I figure the “major publishers” have about ten years before the roof caves in. POD, inexpensive private publishing (Yes I’m talking Vanity Press), internet advertising and ordering, electronic formats, these all have one thing in common. They are Darwinian Selection Capitalism in the most brutal sense. There’s no corporate structure to prop them up, no possibility of shuffling the loss off to another department, or getting the marginally competent promoted before the chickens comes home to roost. That means that, absent government interference, the survivors will dominate the market.

Chuck S.

Unknown said...

Here is my review of PW Select:

I just used PW Select for their December issue, and I would definitely not recommend it. The majority of authors who submit to PW Select pay $149 for either no review or a negative review.
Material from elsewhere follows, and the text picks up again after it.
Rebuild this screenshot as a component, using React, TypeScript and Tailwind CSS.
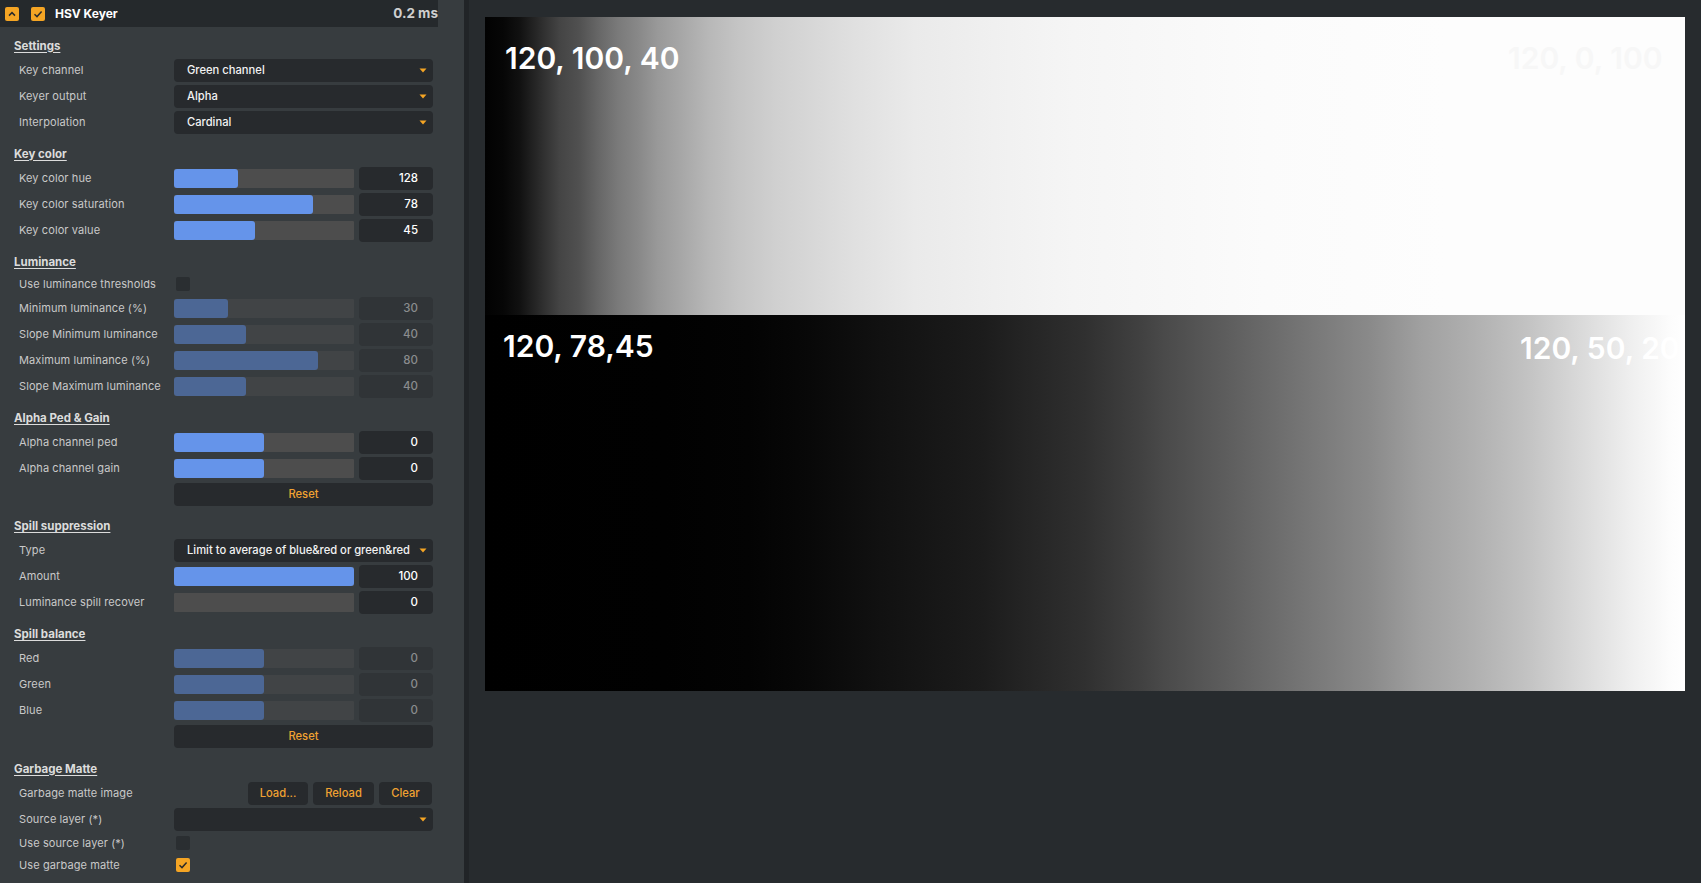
import type { ReactNode } from 'react';

type SliderRow = { label: string; value: string; fill: number; disabled?: boolean };

const keyColor: SliderRow[] = [
  { label: 'Key color hue', value: '128', fill: 64 },
  { label: 'Key color saturation', value: '78', fill: 139 },
  { label: 'Key color value', value: '45', fill: 81 },
];

const luminance: SliderRow[] = [
  { label: 'Minimum luminance (%)', value: '30', fill: 54, disabled: true },
  { label: 'Slope Minimum luminance', value: '40', fill: 72, disabled: true },
  { label: 'Maximum luminance (%)', value: '80', fill: 144, disabled: true },
  { label: 'Slope Maximum luminance', value: '40', fill: 72, disabled: true },
];

const alphaPed: SliderRow[] = [
  { label: 'Alpha channel ped', value: '0', fill: 90 },
  { label: 'Alpha channel gain', value: '0', fill: 90 },
];

const spillBalance: SliderRow[] = [
  { label: 'Red', value: '0', fill: 90, disabled: true },
  { label: 'Green', value: '0', fill: 90, disabled: true },
  { label: 'Blue', value: '0', fill: 90, disabled: true },
];

function Section({ title }: { title: string }) {
  return (
    <div className="mt-[8px] flex h-[22px] items-center pl-[14px] pt-[1px] text-[11.5px] font-bold text-[#dcdcdc] underline underline-offset-2">
      {title}
    </div>
  );
}

function Row({ label, children, small }: { label: string; children?: ReactNode; small?: boolean }) {
  return (
    <div className={`flex items-center pl-[19px] ${small ? 'h-[22px]' : 'h-[26px]'}`}>
      <div className="w-[155px] shrink-0 text-[11px] tracking-[0.1px] text-[#c9c9c9]">{label}</div>
      {children}
    </div>
  );
}

function Arrow() {
  return (
    <svg width="8" height="5" viewBox="0 0 8 5" className="shrink-0">
      <path d="M0.5 0.5 L7.5 0.5 L4 4.5 Z" fill="#f5a524" />
    </svg>
  );
}

function Combo({ text }: { text: string }) {
  return (
    <div className="flex h-[23px] w-[259px] items-center justify-between rounded-[4px] bg-[#272a2d] pl-[13px] pr-[6px] text-[11.2px] font-medium text-[#f2f2f2]">
      <span>{text}</span>
      <Arrow />
    </div>
  );
}

function Slider({ row }: { row: SliderRow }) {
  const d = row.disabled;
  return (
    <Row label={row.label}>
      <div className={`h-[19px] w-[180px] rounded-[1px] ${d ? 'bg-[#414446]' : 'bg-[#4d4d4d]'}`}>
        <div
          className={`h-full rounded-[3px] ${d ? 'bg-[#4c6795]' : 'bg-[#6594ea]'}`}
          style={{ width: `${row.fill}px` }}
        />
      </div>
      <div
        className={`ml-[5px] flex h-[23px] w-[74px] items-center justify-end rounded-[4px] pr-[15px] pt-[2px] text-[11.5px] font-medium ${
          d ? 'bg-[#303437] text-[#8a8c8e]' : 'bg-[#272a2d] text-white'
        }`}
      >
        {row.value}
      </div>
    </Row>
  );
}

function Check({ on }: { on?: boolean }) {
  return on ? (
    <div className="ml-[2px] flex h-[14px] w-[14px] items-center justify-center rounded-[2px] bg-[#f5a524]">
      <svg width="14" height="14" viewBox="0 0 14 14">
        <path d="M3.5 7.3 L6 9.6 L10.6 4.6" fill="none" stroke="#2b2b2b" strokeWidth="1.5" />
      </svg>
    </div>
  ) : (
    <div className="ml-[2px] h-[14px] w-[14px] rounded-[2px] bg-[#2a2e31]" />
  );
}

function Button({ text, w }: { text: string; w: string }) {
  return (
    <div className={`flex h-[23px] ${w} items-center justify-center rounded-[4px] bg-[#272a2d] text-[11.2px] font-medium text-[#f0a232]`}>
      {text}
    </div>
  );
}

function Panel() {
  return (
    <div className="h-full w-[464px] shrink-0 bg-[#373c3f]">
      <div className="flex h-[27px] w-[438px] items-center bg-[#25292c] pl-[5px]">
        <div className="flex h-[14px] w-[14px] items-center justify-center rounded-[2px] bg-[#f5a524]">
          <svg width="14" height="14" viewBox="0 0 14 14">
            <path d="M4 8.6 L7 5.6 L10 8.6" fill="none" stroke="#2b2b2b" strokeWidth="1.5" />
          </svg>
        </div>
        <div className="ml-[12px] flex h-[14px] w-[14px] items-center justify-center rounded-[2px] bg-[#f5a524]">
          <svg width="14" height="14" viewBox="0 0 14 14">
            <path d="M3.5 7.3 L6 9.6 L10.6 4.6" fill="none" stroke="#2b2b2b" strokeWidth="1.5" />
          </svg>
        </div>
        <span className="ml-[10px] text-[12px] font-bold text-white">HSV Keyer</span>
        <span className="ml-auto text-[13.5px] font-bold text-[#cfcfcf]">0.2 ms</span>
      </div>

      <Section title="Settings" />
      <Row label="Key channel"><Combo text="Green channel" /></Row>
      <Row label="Keyer output"><Combo text="Alpha" /></Row>
      <Row label="Interpolation"><Combo text="Cardinal" /></Row>

      <Section title="Key color" />
      {keyColor.map((r) => <Slider key={r.label} row={r} />)}

      <Section title="Luminance" />
      <Row label="Use luminance thresholds" small><Check /></Row>
      {luminance.map((r) => <Slider key={r.label} row={r} />)}

      <Section title="Alpha Ped & Gain" />
      {alphaPed.map((r) => <Slider key={r.label} row={r} />)}
      <Row label=""><Button text="Reset" w="w-[259px]" /></Row>

      <Section title="Spill suppression" />
      <Row label="Type"><Combo text="Limit to average of blue&red or green&red" /></Row>
      <Slider row={{ label: 'Amount', value: '100', fill: 180 }} />
      <Slider row={{ label: 'Luminance spill recover', value: '0', fill: 0 }} />

      <Section title="Spill balance" />
      {spillBalance.map((r) => <Slider key={r.label} row={r} />)}
      <Row label=""><Button text="Reset" w="w-[259px]" /></Row>

      <div className="h-[1px]" />
      <Section title="Garbage Matte" />
      <Row label="Garbage matte image">
        <div className="flex w-[259px] justify-end gap-[5px] pr-[1px]">
          <Button text="Load..." w="w-[60px]" />
          <Button text="Reload" w="w-[61px]" />
          <Button text="Clear" w="w-[53px]" />
        </div>
      </Row>
      <Row label="Source layer (*)"><Combo text="" /></Row>
      <Row label="Use source layer (*)" small><Check /></Row>
      <Row label="Use garbage matte" small><Check on /></Row>
    </div>
  );
}

function Viewer() {
  return (
    <div className="flex-1 pl-[16px] pr-[16px] pt-[17px]">
      <div className="flex h-[674px] w-full flex-col">
        <div className="relative h-[298px] w-full bg-[linear-gradient(to_right,#020202_0%,#060606_1.5%,#111111_2.9%,#2a2a2a_4.5%,#444444_6.2%,#505050_7.8%,#666666_9.4%,#7a7a7a_11.1%,#888888_12.75%,#999999_14.4%,#a5a5a5_16.1%,#b8b8b8_18.7%,#c4c4c4_21%,#d0d0d0_24.25%,#d8d8d8_27.6%,#e0e0e0_30.8%,#eaeaea_35.8%,#f0f0f0_42.4%,#f5f5f5_49%,#fbfbfb_65%,#fdfdfd_80%,#fdfdfd_100%)]">
          <span className="absolute left-[20px] top-[26px] text-[30px] leading-[30px] font-semibold text-white">120, 100, 40</span>
          <span className="absolute left-[1023px] top-[26px] text-[30px] leading-[30px] font-semibold text-[#f7f7f7]">120, 0, 100</span>
        </div>
        <div className="relative h-[376px] w-full bg-[linear-gradient(to_right,#000000_0%,#010101_15%,#030303_22%,#080808_27%,#111111_33%,#1c1c1c_41.5%,#262626_45.8%,#303030_50%,#404040_54.4%,#4a4a4a_56.6%,#5a5a5a_60.9%,#6a6a6a_65.2%,#7a7a7a_69.5%,#8a8a8a_73.8%,#a0a0a0_78%,#b0b0b0_82.4%,#c2c2c2_86.75%,#d8d8d8_91%,#eeeeee_95.3%,#fcfcfc_98.75%,#ffffff_100%)]">
          <span className="absolute left-[18px] top-[16px] text-[30px] leading-[30px] font-semibold text-white">120, 78,45</span>
          <span className="absolute left-[1035px] top-[18px] text-[30px] leading-[30px] font-semibold text-white">120, 50, 20</span>
        </div>
      </div>
    </div>
  );
}

export default function App() {
  return (
    <div className="flex h-[883px] w-full overflow-hidden bg-[#272b2e] font-['Inter','Noto_Sans',sans-serif]">
      <Panel />
      <div className="h-full w-[5px] shrink-0 bg-[#212427]" />
      <Viewer />
    </div>
  );
}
I submitted a book that won a legitimate award, was nominated for another award, was field nominated by reviewers for four ALA awards, received many positive reviews from other review publications, and is still undiscovered by most readers. PW Select did not review it, but most of the books they did review received negative reviews. They are not following their mission to "find the undiscovered gems out there" (http://www.publishersweekly.com/pw/diy/faq/index.html). If they were, why wouldn't they review a book that had the indications of being an undiscovered gem? It seems like they’re instead finding the books they don't think are gems and having a good time tearing them apart.

I want to spread the word and warn other self-published authors. After wasting my money on PW Select, I feel like I've been had. If PW Select were a legitimate publication, it would do what its mission statement says. Maybe that's logistically impossible with all the self-published books out there, but that's what it would take to have a review publication that's actually worth something: book submissions at no charge and then the reviewers doing the work of finding the ones they like and pointing them out to their readers, as opposed to ignoring award-winning books and focusing mostly on the books they do not like. By relying on fee-based submissions, they get to do less work and make more money. The result is a supplement that does not appear to uncover the hidden gems and is probably only read by ad reps who use it as a directory of self-publishers who might want to buy more overpriced and worthless ads.